Ali is Malak’s love interest in the middle portion of the novel. Ali is a British-born Muslim man of Egyptian descent who, like Malak, moved to Cairo as an adult. He has a passionate interest in Egyptian politics, and he hopes to pursue this in a postgraduate degree. This leads him to be highly active on Twitter, where he constantly expresses his political opinions; eventually, he also becomes involved in the 25 January Revolution in Egypt.

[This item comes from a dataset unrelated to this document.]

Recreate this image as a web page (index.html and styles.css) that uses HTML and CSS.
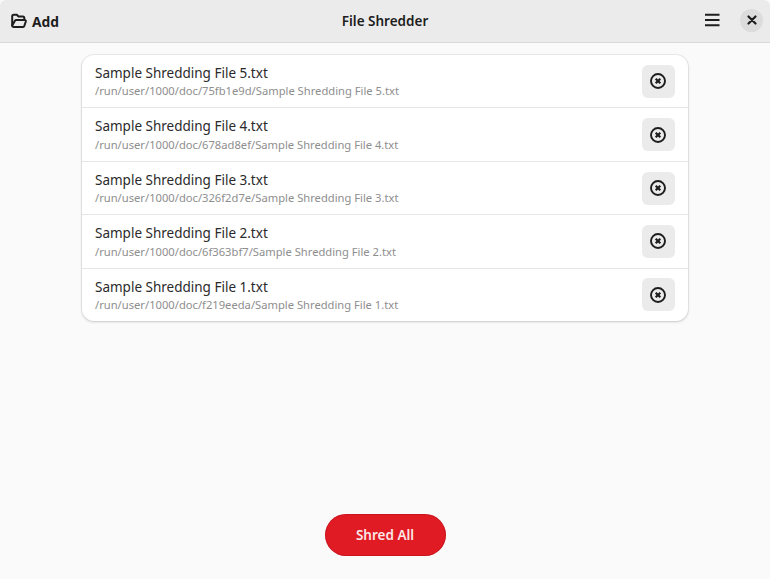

While Ali initially seems to be the perfect Muslim boyfriend, he increasingly becomes more controlling and eventually devolves into emotionally and physically abusive behavior. Ali justifies this behavior by framing it as designed to protect Malak from “disrespectful” men, later arguing that this abuse is a sign of his great passion and love for her. These manipulative apologies after acts of violence lead Malak to feel complicit in the abuse she suffers, particularly when she shouts in retaliation. Ali’s control is focused on Malak’s sexual presentation, as he insists that she present herself in a chaste manner that includes dressing in concealing clothing and restricting any interactions, even platonic ones, with other men.
Malak finally makes up her mind to leave Ali and to terminate the pregnancy between them after she realizes that he has been lying about drinking alcohol, something that is forbidden in Islam and that he has made her feel unworthy for having done in her past. When she confronts him about this behavior, he refuses to answer, causing Malak to feel confident about leaving him to return to England with Kees.